Alice's Adventures in Tumber-Land is a fun spin-off of fairy tales.
Mazie
The book is so funny to read again and again and the stories are innovative and humorous!
Kindle Customer
There is an honesty in these stories that should make them resonate with any reader.
Eva

Most Helpful Customer Reviews

17 of 19 people found the following review helpful By Pop Bop TOP 500 REVIEWER on November 5, 2013
Format: Kindle Edition
At first this feels like a one trick pony, with fairy tale characters texting and tweeting and maintaining their face book pages. I get it; modern social life. But wait. This is actually a sneaky, deeply cool book. It is composed of brief chapters of only a few sentences each; they're really more like captions to the accompanying illustrations. We hop from character to character, and chapter by chapter we learn a little bit more about the crises in each character's life. Peter Pan needs to grow up; Arthur needs to stop screwing around and act like a king; the Frog Prince can't score a date, much less a kiss. But these aren't played for jokes or silly laughs. Rather, each character hides some drama or hurt or disappoinment for which you begin to feel sympathy. In a detached, deadpan style the author draws you in to different versions of the angst that is modern life.
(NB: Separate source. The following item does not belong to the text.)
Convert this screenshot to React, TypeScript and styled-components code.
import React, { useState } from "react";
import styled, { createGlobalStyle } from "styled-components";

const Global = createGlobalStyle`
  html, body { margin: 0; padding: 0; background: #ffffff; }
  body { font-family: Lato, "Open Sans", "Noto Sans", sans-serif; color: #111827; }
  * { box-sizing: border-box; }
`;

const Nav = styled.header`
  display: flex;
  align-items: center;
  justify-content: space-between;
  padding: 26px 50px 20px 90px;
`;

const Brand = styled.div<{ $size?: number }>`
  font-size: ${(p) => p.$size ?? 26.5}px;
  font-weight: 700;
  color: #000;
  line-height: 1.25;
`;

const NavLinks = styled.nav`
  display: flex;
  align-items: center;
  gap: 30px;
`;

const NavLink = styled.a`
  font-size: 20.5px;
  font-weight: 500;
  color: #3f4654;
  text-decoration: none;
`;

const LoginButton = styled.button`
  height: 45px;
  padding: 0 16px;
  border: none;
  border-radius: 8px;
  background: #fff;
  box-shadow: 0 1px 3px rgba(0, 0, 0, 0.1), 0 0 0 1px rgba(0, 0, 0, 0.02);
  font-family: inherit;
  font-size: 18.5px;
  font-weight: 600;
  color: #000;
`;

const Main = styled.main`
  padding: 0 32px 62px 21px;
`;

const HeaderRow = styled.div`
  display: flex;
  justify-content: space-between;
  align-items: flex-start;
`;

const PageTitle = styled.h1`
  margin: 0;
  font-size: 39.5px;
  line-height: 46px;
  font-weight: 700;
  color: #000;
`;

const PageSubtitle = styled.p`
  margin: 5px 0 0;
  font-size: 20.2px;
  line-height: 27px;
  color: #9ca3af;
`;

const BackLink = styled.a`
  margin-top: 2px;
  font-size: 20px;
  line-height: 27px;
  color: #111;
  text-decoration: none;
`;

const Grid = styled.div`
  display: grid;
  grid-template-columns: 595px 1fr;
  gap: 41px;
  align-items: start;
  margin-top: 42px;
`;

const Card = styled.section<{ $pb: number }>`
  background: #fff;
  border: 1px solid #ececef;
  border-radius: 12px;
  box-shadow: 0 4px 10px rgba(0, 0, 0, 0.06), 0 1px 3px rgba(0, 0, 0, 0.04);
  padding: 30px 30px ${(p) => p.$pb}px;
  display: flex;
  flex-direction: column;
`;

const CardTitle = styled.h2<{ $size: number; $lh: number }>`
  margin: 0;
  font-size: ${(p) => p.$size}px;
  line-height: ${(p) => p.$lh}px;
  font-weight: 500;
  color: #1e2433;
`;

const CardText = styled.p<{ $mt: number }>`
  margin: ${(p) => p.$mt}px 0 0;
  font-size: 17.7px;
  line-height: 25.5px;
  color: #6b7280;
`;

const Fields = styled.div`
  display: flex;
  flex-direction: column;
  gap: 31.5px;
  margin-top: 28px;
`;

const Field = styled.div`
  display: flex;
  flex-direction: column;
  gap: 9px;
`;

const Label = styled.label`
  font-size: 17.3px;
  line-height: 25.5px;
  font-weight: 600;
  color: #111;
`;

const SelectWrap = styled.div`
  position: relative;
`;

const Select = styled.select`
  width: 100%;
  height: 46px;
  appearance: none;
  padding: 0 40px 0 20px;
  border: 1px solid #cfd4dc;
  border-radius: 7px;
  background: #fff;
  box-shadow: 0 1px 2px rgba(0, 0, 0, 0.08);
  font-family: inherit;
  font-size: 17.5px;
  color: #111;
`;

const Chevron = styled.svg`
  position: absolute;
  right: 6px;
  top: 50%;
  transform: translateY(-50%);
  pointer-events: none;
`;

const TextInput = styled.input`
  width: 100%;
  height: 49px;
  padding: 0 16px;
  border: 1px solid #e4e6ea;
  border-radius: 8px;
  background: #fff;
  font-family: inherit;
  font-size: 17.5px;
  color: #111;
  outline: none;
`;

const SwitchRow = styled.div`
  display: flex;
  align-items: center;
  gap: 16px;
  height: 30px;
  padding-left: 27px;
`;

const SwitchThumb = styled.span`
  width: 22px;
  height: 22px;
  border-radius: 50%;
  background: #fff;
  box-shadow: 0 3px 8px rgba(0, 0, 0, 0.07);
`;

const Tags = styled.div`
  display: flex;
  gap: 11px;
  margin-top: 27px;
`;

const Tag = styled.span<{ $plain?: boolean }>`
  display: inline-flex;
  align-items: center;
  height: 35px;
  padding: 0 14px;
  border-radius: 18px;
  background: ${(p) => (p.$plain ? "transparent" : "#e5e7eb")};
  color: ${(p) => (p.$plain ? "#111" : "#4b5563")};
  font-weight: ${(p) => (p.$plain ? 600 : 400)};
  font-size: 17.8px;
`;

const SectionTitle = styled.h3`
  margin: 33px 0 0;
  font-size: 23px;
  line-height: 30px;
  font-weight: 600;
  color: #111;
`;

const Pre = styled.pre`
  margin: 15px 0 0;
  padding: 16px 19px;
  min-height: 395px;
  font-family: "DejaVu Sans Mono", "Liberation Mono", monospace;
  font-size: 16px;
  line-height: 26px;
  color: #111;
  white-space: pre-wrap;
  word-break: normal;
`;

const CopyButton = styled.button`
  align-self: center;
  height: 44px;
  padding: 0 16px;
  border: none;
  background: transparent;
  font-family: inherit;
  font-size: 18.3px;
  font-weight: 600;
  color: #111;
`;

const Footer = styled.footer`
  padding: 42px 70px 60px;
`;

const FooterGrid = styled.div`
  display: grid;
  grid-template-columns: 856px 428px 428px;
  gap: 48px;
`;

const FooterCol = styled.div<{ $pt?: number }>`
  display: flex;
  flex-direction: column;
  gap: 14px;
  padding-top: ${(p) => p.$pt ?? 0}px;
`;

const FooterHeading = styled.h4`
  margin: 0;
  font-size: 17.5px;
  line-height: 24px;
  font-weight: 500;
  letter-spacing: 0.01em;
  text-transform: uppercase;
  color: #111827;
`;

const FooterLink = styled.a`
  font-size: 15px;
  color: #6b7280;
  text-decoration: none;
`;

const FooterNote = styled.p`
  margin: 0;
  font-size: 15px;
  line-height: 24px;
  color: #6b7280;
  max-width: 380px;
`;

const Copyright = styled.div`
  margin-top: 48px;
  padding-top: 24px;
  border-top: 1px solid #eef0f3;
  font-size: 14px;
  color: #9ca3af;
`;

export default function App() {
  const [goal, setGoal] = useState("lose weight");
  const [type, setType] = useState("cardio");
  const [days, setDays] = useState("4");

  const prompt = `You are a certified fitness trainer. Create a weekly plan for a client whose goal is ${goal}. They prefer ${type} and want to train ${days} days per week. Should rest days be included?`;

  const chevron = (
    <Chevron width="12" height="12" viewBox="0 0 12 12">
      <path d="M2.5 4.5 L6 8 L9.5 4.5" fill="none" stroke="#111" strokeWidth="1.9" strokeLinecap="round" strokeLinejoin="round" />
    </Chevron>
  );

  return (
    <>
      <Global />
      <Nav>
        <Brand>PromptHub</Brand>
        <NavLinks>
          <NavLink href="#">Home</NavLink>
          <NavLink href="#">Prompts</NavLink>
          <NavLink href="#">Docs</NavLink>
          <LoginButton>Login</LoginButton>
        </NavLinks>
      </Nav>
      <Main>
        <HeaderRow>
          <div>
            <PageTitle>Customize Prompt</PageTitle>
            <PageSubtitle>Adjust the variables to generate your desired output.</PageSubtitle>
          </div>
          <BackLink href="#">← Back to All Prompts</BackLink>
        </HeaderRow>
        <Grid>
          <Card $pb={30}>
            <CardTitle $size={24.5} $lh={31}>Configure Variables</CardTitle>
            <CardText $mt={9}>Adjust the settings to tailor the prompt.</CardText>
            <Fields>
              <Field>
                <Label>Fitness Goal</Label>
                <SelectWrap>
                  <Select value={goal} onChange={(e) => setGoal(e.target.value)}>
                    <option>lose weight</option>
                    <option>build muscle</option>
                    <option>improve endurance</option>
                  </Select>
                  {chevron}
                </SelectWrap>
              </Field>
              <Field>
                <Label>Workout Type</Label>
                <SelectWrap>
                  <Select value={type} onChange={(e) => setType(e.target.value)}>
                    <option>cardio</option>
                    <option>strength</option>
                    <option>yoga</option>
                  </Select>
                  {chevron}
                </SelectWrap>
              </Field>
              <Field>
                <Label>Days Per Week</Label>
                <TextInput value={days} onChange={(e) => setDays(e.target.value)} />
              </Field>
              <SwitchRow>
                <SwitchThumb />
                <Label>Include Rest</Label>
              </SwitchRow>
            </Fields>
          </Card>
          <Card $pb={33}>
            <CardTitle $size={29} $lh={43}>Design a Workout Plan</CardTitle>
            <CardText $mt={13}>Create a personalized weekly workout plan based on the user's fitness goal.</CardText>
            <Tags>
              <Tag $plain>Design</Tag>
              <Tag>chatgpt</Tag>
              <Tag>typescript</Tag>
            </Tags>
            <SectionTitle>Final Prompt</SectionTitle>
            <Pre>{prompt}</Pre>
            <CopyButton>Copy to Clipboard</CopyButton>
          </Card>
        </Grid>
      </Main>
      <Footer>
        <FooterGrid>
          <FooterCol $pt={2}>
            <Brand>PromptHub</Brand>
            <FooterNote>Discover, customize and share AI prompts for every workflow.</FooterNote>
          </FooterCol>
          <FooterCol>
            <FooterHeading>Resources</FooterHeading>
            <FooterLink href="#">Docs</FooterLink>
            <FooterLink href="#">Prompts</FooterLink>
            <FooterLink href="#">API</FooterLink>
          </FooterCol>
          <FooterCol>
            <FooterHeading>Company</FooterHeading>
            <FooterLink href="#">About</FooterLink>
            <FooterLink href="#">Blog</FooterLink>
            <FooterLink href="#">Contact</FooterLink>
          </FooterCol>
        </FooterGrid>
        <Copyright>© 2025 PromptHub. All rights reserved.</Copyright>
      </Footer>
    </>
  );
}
Here's an excerpt: "Little Red Riding Hood continued her masochistic tendencies with a string of terrible blind dates. The first guy was obviously a wolf in women's clothing, which was disturbing on multiple levels....And the last guy was James Franco. It was exciting for a minute, but then he started talking". If you think that line is brutal, funny and a little sad, then you'll like this book.

Everyone's here - Chicken Little, Alice, Rapunzel, Mulan, the Little Mermaid, Robin Hood, and so on. Everyone has some secret pain, some existential issue, some disappointment. Everyone is to some degree damaged and trying to get on with it. In style and effect this reminds me a lot of the work of Jules Feiffer in the '50's. (In a very early strip, filled with post-war anxiety about modern life in the big city, Feiffer put Oedipus on an analysts's couch in a toga and shades, saying, "All right... So I marry her.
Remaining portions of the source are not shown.